İnsan artık, 50 gr,100 gr kıyma alıyor. 

Kemik suyu yapacak, kemik alamıyor.

Bu arada oteli arayıp, selfie çektirebilir miyiz diye arayanlar varmış..

Allah akıl fikir versin.

... Yunanistan, Dışişleri Bakanının sekreteri Thomarita'yı konuşuyormuş.

Lafın film artisti gibi güzel bir kadın, Dışişleri Bakan yardımcısının yanında, din işlerinden sorumlu sekreter olarak göreve başlamış.

Facebook hesabından, bana göre de oldukça açık fotoğraflarını paylaşmış.

Vay sen misin paylaşan, muhalifler kadını linç etmişler.

Kadın bu baskılara dayanamıyor ve facebook üzerinden istifa ediyor.

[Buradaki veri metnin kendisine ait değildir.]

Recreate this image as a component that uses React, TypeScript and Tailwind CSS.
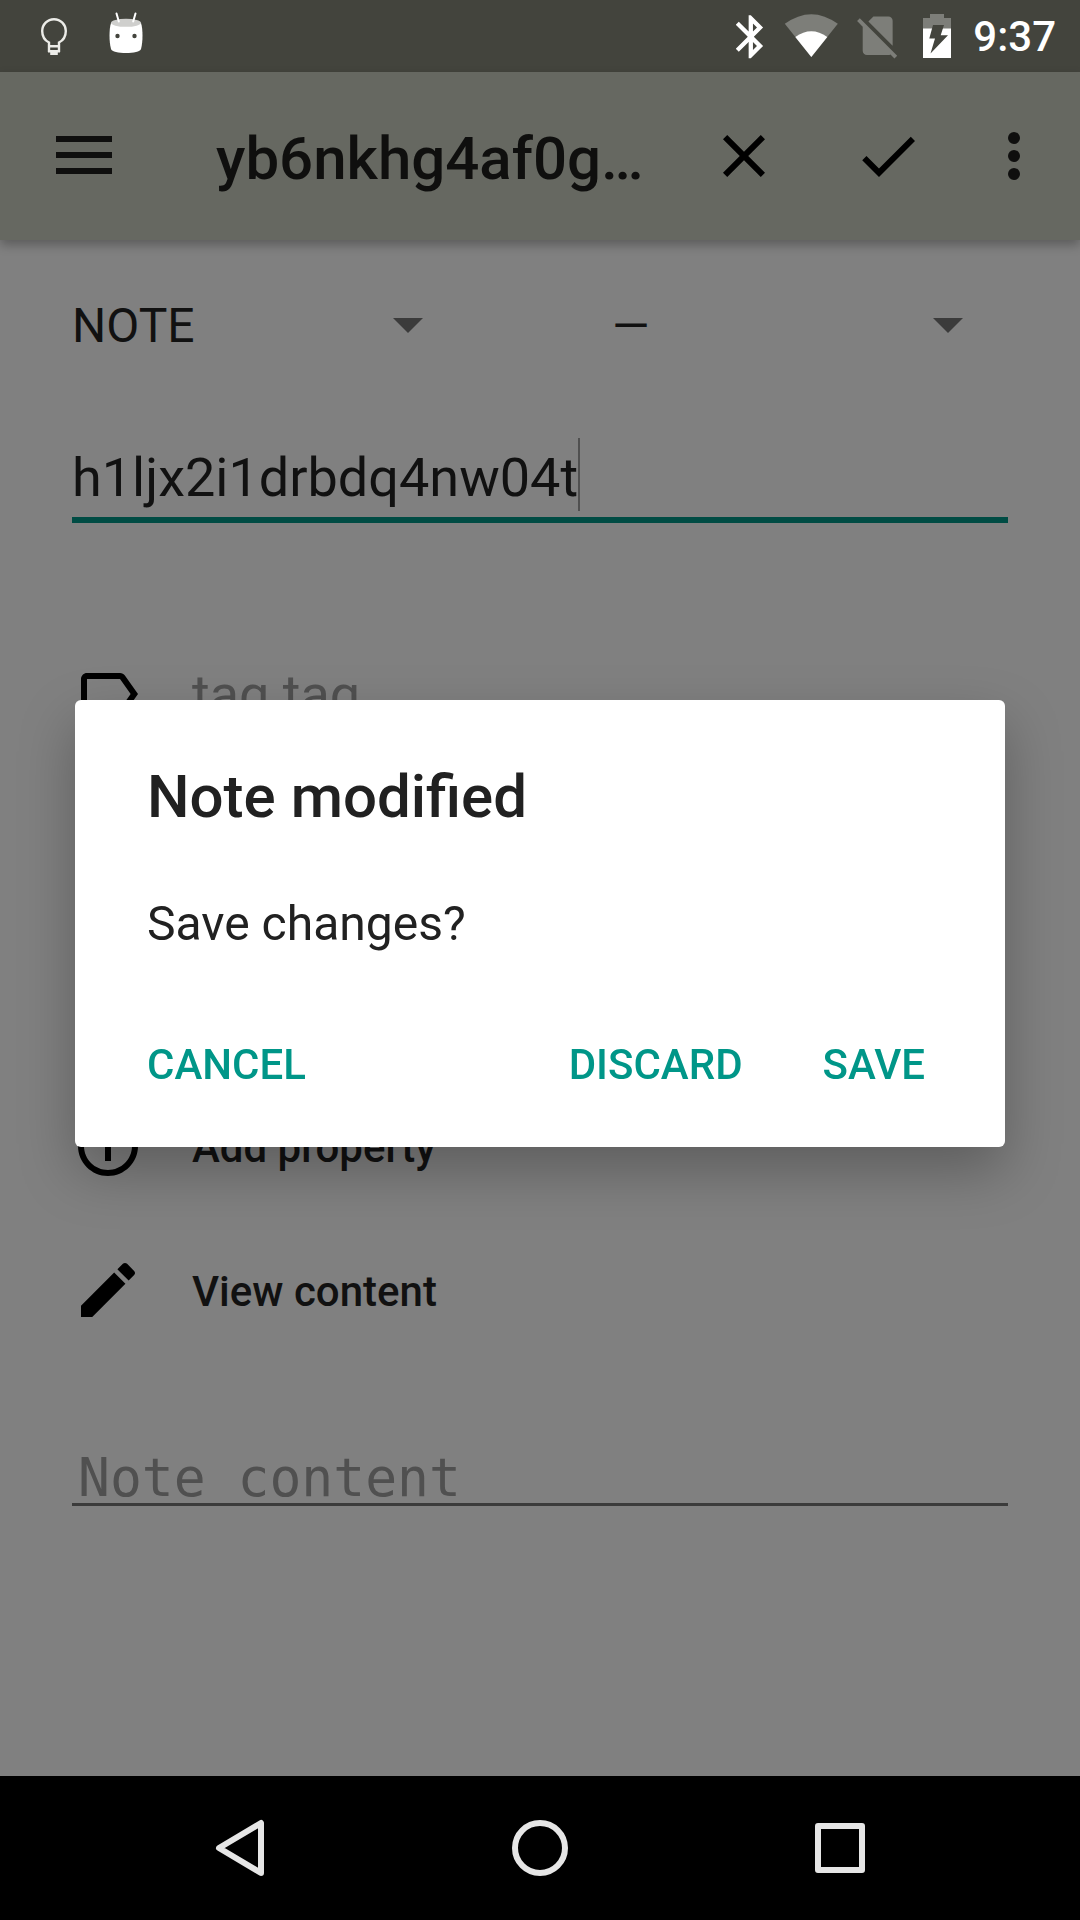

Bakan istifayı kabul etmiyor, "kadınlar istediği fotoğrafları paylaşmakta özgürdür, işe alımda liyakata bağlıyım" diye açıklama yapıyor.

Ben ne anladım.

Ben kim, hangi nedenle linç edilirse edilsin, onun yanındayım.

Bakana bravo, bir kadının arkasında durduğu için.

Sekreter hanım, özgürsünüz, tamam da neden açık saçık fotoğraf çektirme ihtiyacı duydunuz ve üstelik din işlerinden sorumlusunuz. 

Fotoğraflar, kadın gözü ile pornografik.